Sign-extended use sites
Sometimes the conversion itself is correct, but a later instruction interprets the i8 or i16 result as signed because the register was not normalized. If tests still fail after the clamp fix, inspect downstream uses and ensure the value remains properly zero-extended or masked.
Shared lowering helpers
If i8 and i16 use a generic helper also shared with i32 or i64, verify that the helper does not assume wide-register semantics that are invalid for narrow saturated conversions.
FAQ
Why does this bug affect i8 and i16 more than wider integer sizes?
Because the dangerous step is usually the final narrowing. Wider targets like i32 or i64 often map more directly onto hardware conversion instructions, while narrow unsigned results require extra masking, clamping, or extension rules.
Can this be fixed by just masking the converted result?
No. Masking alone is not saturation. It only keeps the low bits, which can turn out-of-range values into wrapped results. You must first clamp the float to the legal destination range, then convert, then normalize the final width.
Should the fix be implemented in legalization or in backend lowering?
Either can work, but for this issue the most direct solution is usually in RISC-V backend lowering, where you can precisely control emitted comparisons, conversion instructions, and final masking behavior. If multiple backends share the same semantic gap, moving the expansion earlier into legalization may be cleaner.
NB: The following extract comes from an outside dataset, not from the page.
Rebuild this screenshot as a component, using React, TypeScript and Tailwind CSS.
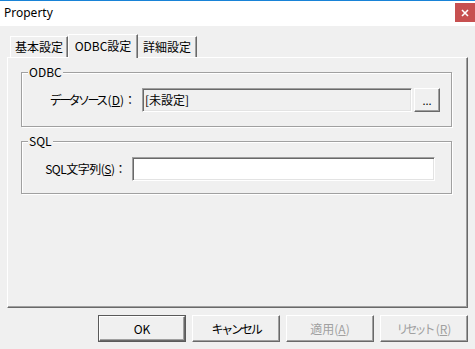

In short, the correct fix is to stop treating fcvt_to_uint_sat.i8 and fcvt_to_uint_sat.i16 as simple narrow versions of a wider conversion. They require explicit saturating range checks, a safe in-range conversion, and a final zero-preserving narrow result. Once those steps are enforced, the RISC-V output matches CLIF semantics and the regression tests become stable.